戦後80年プロジェクト「つなぐ、つながる」です。広島市で被爆し、朝鮮戦争をも経験する数奇な人生を歩んだ男性が母校の小学生たちに自身の体験を語りました。
友田典弘さん
「『ピカ』と光っていた、オレンジ色に。光った途端、真っ黒な爆風に飛ばされた」
大阪府に住む友田典弘さん(89)。
先月、自らの体験を後輩に伝えるため、広島市の母校を訪れました。当時、袋町国民学校4年生、学校の地下で被爆しました。

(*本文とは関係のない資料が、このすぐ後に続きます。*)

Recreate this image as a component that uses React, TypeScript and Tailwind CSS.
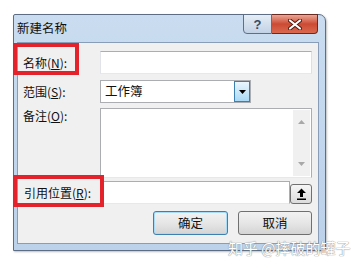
import React from "react";

const font = { fontFamily: '"Noto Sans CJK SC", "Liberation Sans", sans-serif' };

function U({ c }: { c: string }) {
  return <span className="underline underline-offset-[1px]">{c}</span>;
}

export default function App() {
  return (
    <div className="relative w-[351px] h-[271px] bg-white overflow-hidden pt-[14px] pl-[13px]" style={font}>
      {/* dialog */}
      <div className="w-[313px] h-[237px] border border-[#5c6d84] rounded-tr-[7px] rounded-tl-[2px] bg-gradient-to-b from-[#c9dcf0] to-[#bcd2ea] flex flex-col shadow-[1px_1px_2px_rgba(0,0,0,0.25)]">
        {/* title bar */}
        <div className="h-[27px] flex items-start">
          <div className="h-[27px] flex items-center pl-[3px] text-[12.5px] text-[#111] leading-none">新建名称</div>
          <div className="ml-auto mr-[7px] -mt-[1px] flex">
            <div className="w-[29px] h-[20px] border border-[#5f6f86] rounded-bl-[4px] bg-gradient-to-b from-[#e6eef7] via-[#d3dfed] to-[#c2d2e5] flex items-center justify-center">
              <span className="text-[13px] font-bold text-[#3b4a5e] leading-none" style={{ fontFamily: '"Liberation Sans", sans-serif' }}>?</span>
            </div>
            <div className="w-[46px] h-[20px] border border-l-0 border-[#6b2a20] rounded-br-[4px] bg-gradient-to-b from-[#e9a594] via-[#cc4a33] to-[#d86a50] flex items-center justify-center">
              <svg width="14" height="11" viewBox="0 0 14 11">
                <path d="M2 1.5 L12 9.5 M12 1.5 L2 9.5" stroke="#4a1a12" strokeWidth="4" strokeLinecap="round" />
                <path d="M2 1.5 L12 9.5 M12 1.5 L2 9.5" stroke="#ffffff" strokeWidth="2.2" strokeLinecap="round" />
              </svg>
            </div>
          </div>
        </div>
        {/* client */}
        <div className="ml-[3px] mr-[6px] h-[202px] border border-[#8a9db8] bg-[#f0f0f0] flex flex-col pr-[6px] text-[12px] text-[#111]">
          {/* name */}
          <div className="mt-[8px] flex h-[23px] items-center">
            <div className="w-[82px] pl-[5px]">名称(<U c="N" />):</div>
            <div className="w-[212px] h-[23px] bg-white border border-[#abadb3] border-b-[#e3e9ef] border-r-[#dbdfe6] border-l-[#e2e3ea]" />
          </div>
          {/* scope */}
          <div className="mt-[6px] flex h-[23px] items-center">
            <div className="w-[82px] pl-[5px]">范围(<U c="S" />):</div>
            <div className="w-[151px] h-[23px] bg-white border border-[#abadb3] flex items-center">
              <span className="pl-[4px] text-[12.5px]">工作簿</span>
              <div className="ml-auto w-[16px] h-[21px] border border-[#3c7fb1] bg-gradient-to-b from-[#eaf6fd] to-[#a9daf5] flex items-center justify-center">
                <svg width="7" height="4" viewBox="0 0 7 4"><path d="M0 0 H7 L3.5 4 Z" fill="#000" /></svg>
              </div>
            </div>
          </div>
          {/* comment */}
          <div className="mt-[5px] flex h-[70px]">
            <div className="w-[82px] pl-[5px] pt-[1px] leading-[13px]">备注(<U c="O" />):</div>
            <div className="w-[212px] h-[70px] bg-white border border-[#abadb3] border-b-[#e3e9ef] flex justify-end">
              <div className="w-[17px] mt-[1px] mb-[1px] mr-[1px] bg-[#f0f0f0] flex flex-col items-center justify-between py-[10px]">
                <svg width="7" height="4" viewBox="0 0 7 4"><path d="M0 4 H7 L3.5 0 Z" fill="#a8a8a8" /></svg>
                <svg width="7" height="4" viewBox="0 0 7 4"><path d="M0 0 H7 L3.5 4 Z" fill="#a8a8a8" /></svg>
              </div>
            </div>
          </div>
          {/* reference */}
          <div className="mt-[3px] flex h-[23px] items-center">
            <div className="w-[82px] pl-[6px]">引用位置(<U c="R" />):</div>
            <div className="w-[212px] h-[23px] flex items-end">
              <div className="flex-1 h-[23px] bg-white border border-[#abadb3] border-b-[#e3e9ef]" />
              <div className="w-[22px] h-[20px] border border-[#707070] rounded-[3px] bg-gradient-to-b from-[#f6f6f6] to-[#dcdcdc] flex items-center justify-center">
                <svg width="11" height="12" viewBox="0 0 11 12">
                  <path d="M5.5 0.5 L10 5 H7 V9 H4 V5 H1 Z" fill="#000" />
                  <rect x="1" y="10.5" width="9" height="1.5" fill="#000" />
                </svg>
              </div>
            </div>
          </div>
          {/* buttons */}
          <div className="mt-[7px] flex justify-end gap-[10px]">
            <div className="w-[75px] h-[24px] rounded-[3px] border border-[#3c7fb1] shadow-[inset_0_0_0_1px_#a8dcf6] bg-gradient-to-b from-[#f2f2f2] via-[#e6e6e6] to-[#d4d4d4] flex items-center justify-center text-[12.5px]">确定</div>
            <div className="w-[74px] h-[24px] rounded-[3px] border border-[#707070] bg-gradient-to-b from-[#f2f2f2] via-[#e6e6e6] to-[#d4d4d4] flex items-center justify-center text-[12.5px]">取消</div>
          </div>
        </div>
      </div>

      {/* annotation boxes */}
      <div className="absolute left-[13px] top-[43px] w-[66px] h-[32px] border-[4px] border-[#e3222b]" />
      <div className="absolute left-[13px] top-[175px] w-[91px] h-[32px] border-[4px] border-[#e3222b]" />

      {/* watermark */}
      <div className="absolute left-[228px] top-[238px] text-[15px] text-white leading-[20px] [text-shadow:0_0_1px_#8a8a8a,0_0_1px_#8a8a8a]">知乎 @摔破的罐子</div>
    </div>
  );
}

友田さんは助かりましたが、校庭にいた弟は死亡。
友田典弘さん
「弟が亡くなったこと、初めは知らなかった。足を見たら、靴に『トモダ』と書いてあって、弟だとわかった。『ごめんね、ごめんね』と声をかけた」
母親も生死不明、父親はすでに他界していて、友田さんは孤児となりました。自宅に下宿していた朝鮮人の男性と韓国に渡るも、現地で生き別れに…。さらに朝鮮戦争の戦火に巻き込まれました。
友田典弘さん
「原爆受けて、韓国で戦争受けて、なぜこんな目に遭うのか、情けなくなった」
そんななか、生活を支え、帰国の手配をしてくれた梁鳳女さんに出会います。24歳で帰国した後、「もう一度、お礼が言いたい」と梁さんを探すため、韓国に渡りましたが、梁さんはすでに64歳で亡くなっていました。
友田典弘さん
「お母さん、本当にすみません。早く来たかったのですが…」
二度も戦争に巻き込まれた友田さん。当時を振り返ることは、いまもつらいと話します。それでも、子どもたちが同じ経験を絶対にしてほしくないと、力を振り絞ります。
友田典弘さん
「いじめたりせずに、がんばって仲良くしてくださいよ」
袋町小学校 今岡葵馨さん
「皆や後世の人たちに原爆の被害を風化させず、未来へとつないでいきたい」
被爆から80年、最近の不安定な世界情勢を憂います。
友田典弘さん
「どこの国も一緒、仲良くやっていかんとね。今ものすごく激しい、いろんな国がもめてね。なかなか難しいよ、ほんまに」
二度と同じ思いをする人たちを生まないために、89歳となった友田さんは証言活動を続けます。